STORED DATA
++++++++++++++++++++
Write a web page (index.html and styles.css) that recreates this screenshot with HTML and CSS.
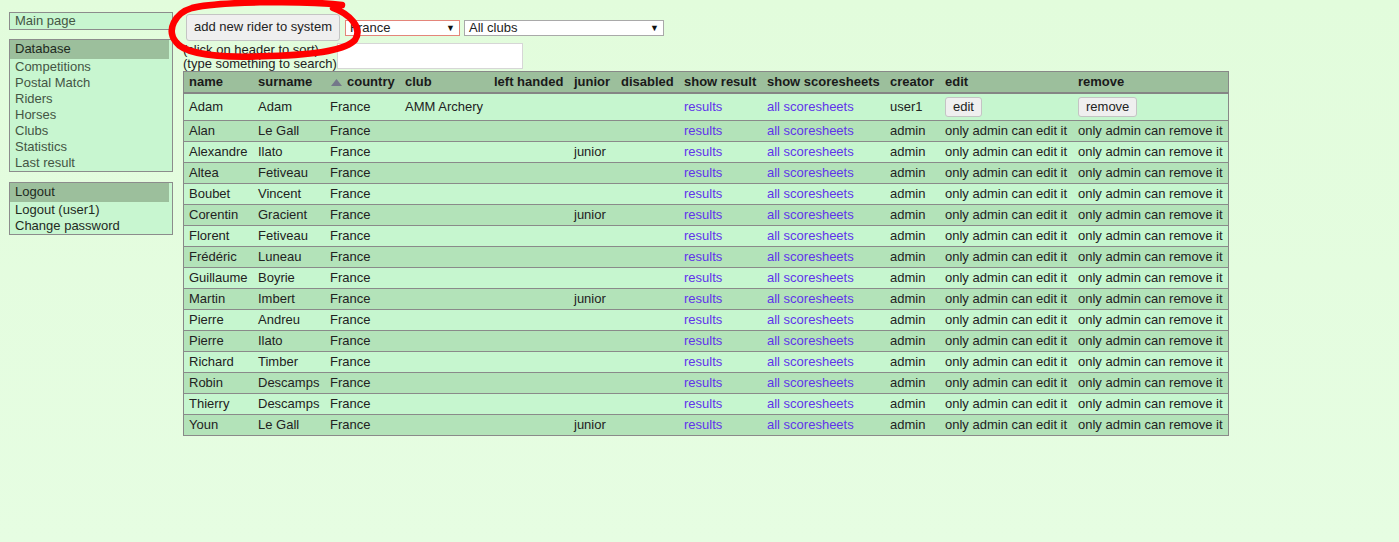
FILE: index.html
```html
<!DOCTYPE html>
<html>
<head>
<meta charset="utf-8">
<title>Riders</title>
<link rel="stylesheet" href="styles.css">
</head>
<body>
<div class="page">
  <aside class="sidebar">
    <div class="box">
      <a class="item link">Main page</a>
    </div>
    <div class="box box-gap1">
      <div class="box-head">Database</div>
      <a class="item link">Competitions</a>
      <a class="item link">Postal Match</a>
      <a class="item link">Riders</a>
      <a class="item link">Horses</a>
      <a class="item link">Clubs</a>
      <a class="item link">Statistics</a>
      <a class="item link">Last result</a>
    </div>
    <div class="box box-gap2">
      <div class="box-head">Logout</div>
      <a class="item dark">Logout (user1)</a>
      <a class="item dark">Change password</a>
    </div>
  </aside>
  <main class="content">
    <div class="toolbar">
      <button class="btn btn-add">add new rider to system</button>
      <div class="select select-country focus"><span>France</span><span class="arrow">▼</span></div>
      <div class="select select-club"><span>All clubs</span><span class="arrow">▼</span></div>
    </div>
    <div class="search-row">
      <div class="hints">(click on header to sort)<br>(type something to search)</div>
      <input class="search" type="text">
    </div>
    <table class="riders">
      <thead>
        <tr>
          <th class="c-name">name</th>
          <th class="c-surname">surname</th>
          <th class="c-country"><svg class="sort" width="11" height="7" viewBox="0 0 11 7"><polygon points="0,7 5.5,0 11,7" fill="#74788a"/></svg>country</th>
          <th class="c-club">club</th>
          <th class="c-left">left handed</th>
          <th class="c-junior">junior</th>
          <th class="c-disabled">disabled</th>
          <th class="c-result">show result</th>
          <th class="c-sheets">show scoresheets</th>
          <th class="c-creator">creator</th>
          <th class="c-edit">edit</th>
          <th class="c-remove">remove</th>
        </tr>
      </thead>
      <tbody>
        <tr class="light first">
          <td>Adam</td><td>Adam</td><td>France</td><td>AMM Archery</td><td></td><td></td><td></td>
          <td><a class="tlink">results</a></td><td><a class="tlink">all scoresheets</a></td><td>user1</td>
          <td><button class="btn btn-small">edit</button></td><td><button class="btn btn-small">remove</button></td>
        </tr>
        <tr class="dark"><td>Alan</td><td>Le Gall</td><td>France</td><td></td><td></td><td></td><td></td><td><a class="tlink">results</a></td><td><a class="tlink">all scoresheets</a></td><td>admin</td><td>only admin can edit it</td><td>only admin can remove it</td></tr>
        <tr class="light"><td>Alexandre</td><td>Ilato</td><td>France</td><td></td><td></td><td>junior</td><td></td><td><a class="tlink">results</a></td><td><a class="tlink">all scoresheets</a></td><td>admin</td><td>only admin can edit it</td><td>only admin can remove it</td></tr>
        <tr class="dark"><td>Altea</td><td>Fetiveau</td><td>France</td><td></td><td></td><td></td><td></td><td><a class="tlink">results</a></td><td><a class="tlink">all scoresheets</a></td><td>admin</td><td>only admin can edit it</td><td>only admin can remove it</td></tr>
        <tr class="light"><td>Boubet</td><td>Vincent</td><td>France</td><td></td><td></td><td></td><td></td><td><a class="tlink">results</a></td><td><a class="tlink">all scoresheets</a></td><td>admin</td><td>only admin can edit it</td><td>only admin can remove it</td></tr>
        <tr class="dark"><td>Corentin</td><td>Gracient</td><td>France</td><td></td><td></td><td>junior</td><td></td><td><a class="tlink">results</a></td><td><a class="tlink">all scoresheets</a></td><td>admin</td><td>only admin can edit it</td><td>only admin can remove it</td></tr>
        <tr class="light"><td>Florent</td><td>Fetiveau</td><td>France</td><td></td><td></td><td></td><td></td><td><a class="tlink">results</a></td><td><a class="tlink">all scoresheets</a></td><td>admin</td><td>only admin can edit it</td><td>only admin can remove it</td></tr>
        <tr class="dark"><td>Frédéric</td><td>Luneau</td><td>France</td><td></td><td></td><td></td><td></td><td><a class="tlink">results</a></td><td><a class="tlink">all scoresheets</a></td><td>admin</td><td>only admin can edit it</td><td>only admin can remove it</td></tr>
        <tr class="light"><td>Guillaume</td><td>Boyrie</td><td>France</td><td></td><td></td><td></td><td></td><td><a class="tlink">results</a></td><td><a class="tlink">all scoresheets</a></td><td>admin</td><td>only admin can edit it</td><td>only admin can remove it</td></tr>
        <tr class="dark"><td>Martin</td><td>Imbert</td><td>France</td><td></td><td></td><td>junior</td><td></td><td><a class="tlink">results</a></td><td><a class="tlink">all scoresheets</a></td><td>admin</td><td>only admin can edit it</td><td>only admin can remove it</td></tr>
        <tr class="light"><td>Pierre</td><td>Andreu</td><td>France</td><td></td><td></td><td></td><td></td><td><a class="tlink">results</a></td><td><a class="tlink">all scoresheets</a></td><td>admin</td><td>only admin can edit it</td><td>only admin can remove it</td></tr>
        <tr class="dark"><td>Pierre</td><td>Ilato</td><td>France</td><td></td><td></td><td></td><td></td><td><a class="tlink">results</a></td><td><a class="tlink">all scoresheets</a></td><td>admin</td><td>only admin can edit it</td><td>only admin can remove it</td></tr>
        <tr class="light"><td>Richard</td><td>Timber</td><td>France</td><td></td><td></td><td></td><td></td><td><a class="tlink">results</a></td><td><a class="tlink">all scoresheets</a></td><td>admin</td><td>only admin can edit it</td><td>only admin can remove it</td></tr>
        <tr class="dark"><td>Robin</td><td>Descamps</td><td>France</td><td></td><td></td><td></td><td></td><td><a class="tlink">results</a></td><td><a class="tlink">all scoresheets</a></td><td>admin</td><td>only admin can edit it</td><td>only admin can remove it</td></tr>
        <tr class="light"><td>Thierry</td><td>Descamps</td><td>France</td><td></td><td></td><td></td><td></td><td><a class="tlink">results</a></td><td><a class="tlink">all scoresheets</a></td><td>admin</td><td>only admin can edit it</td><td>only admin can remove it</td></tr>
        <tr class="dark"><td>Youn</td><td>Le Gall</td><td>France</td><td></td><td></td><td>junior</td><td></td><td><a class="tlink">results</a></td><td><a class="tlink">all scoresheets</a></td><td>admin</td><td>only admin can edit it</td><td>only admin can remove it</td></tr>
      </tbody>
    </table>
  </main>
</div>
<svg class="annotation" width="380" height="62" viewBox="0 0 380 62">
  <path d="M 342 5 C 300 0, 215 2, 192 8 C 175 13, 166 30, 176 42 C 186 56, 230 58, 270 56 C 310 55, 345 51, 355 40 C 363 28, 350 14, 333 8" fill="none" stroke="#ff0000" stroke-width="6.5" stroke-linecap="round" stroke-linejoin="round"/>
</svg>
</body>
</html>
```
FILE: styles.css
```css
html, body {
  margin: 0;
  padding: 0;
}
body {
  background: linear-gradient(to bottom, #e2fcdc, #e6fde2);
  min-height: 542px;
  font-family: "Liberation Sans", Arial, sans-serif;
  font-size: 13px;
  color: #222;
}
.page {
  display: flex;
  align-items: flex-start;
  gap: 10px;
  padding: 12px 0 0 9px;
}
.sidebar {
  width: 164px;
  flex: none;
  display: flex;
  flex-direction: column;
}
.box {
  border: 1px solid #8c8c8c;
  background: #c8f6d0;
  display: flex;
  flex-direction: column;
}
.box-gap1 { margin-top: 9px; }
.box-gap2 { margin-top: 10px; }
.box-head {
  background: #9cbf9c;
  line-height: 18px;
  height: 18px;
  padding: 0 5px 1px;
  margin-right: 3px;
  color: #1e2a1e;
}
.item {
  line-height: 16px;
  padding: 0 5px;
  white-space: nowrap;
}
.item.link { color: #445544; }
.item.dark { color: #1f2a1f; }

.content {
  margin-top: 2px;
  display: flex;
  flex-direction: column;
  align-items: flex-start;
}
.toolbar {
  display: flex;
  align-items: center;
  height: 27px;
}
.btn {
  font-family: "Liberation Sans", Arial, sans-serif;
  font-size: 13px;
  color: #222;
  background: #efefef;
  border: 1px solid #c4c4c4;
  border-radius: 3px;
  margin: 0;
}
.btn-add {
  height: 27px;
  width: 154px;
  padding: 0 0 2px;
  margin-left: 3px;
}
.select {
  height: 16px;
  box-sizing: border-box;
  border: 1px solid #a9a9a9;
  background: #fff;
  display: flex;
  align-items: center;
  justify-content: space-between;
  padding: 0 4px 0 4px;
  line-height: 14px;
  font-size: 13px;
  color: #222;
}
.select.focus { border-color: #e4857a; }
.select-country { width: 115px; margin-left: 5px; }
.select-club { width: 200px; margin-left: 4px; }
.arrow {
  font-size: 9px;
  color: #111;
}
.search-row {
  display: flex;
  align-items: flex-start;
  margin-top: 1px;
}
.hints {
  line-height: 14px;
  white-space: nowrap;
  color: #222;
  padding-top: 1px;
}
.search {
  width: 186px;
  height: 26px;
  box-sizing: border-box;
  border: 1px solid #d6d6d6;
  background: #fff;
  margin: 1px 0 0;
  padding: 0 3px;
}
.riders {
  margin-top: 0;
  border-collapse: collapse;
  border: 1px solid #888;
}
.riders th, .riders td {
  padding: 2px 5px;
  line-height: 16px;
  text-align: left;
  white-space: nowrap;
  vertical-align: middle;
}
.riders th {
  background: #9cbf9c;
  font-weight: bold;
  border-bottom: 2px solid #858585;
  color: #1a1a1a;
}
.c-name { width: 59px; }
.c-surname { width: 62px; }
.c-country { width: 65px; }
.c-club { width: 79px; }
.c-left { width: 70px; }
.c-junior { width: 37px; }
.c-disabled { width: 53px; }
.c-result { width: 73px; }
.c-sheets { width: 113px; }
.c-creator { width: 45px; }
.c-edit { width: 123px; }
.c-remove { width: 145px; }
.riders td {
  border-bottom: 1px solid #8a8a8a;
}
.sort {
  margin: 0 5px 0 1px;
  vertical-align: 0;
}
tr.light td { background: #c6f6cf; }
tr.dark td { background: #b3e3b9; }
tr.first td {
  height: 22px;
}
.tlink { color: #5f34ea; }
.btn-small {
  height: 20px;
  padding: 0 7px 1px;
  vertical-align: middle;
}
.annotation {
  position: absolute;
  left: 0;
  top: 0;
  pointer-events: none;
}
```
++++++++++++++++++++
DIRECTIONS
Copy out all lines from the material above that contain the string "index".

THE RESULT
Write a web page (index.html and styles.css) that recreates this screenshot with HTML and CSS.
FILE: index.html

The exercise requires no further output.